Een drol in een doos, aanbellen, hard “Gebakkie van Beune” in het trapgat roepen, doos op de trap zetten en weghollen. Kon je lachen als de blij verraste krijger de doos openmaakte. Dat was humor zoals je die vandaag de dag niet meer tegenkomt, klaagde mijn jordanese buurman altijd. “Gebakkie van Beune” bleef een staande uitdrukking voor een onprettige verrassing. 
Toch was ik laatst echt blij met een drol voor de deur. Ik miste al een tijdje de vos. De vos placht geregeld door zijn vaste gat in mijn heg te stappen en mij glashard aan te staren met een blik van “wat doe jij hier in mijn tuin”. Ik was altijd blij om hem weer te zien met zijn prachtige bontmanteltje en slimme kop. Al twee jaar heb ik hem niet ontmoet. Ik moet steeds vaker aan hem denken, nu het aantal nazaten van de uitgezette balkonkonijnen de pan uitrijst. “Vos waar ben je als ik je nodig heb?” verzuchtte ik vaak stilletjes .

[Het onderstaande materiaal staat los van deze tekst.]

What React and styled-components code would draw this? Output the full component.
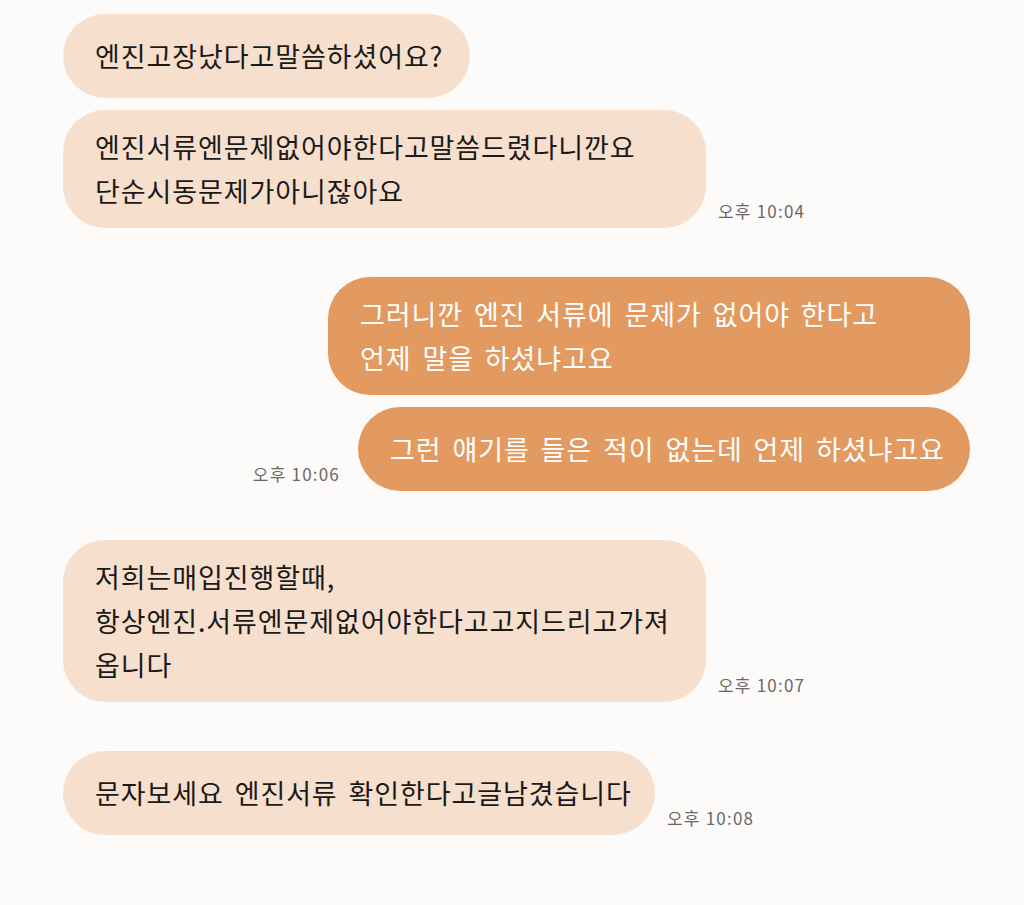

Eerst zag ik dat het gat in de heg weer open was, toen vond ik een kaal konijnenschedeltje onder de hosta, daarna een vers lijkje van konijnenbaby. Mijn hart sprong op. Zou hij bij me terugkomen? En ja hoor, vorige week lag hij daar op het terras midden voor de de deur: mijn gebakkie van Beune, een mooie verse vossendrol. Keurig met een gedraaid puntje van witte haren. Wat een cadeau!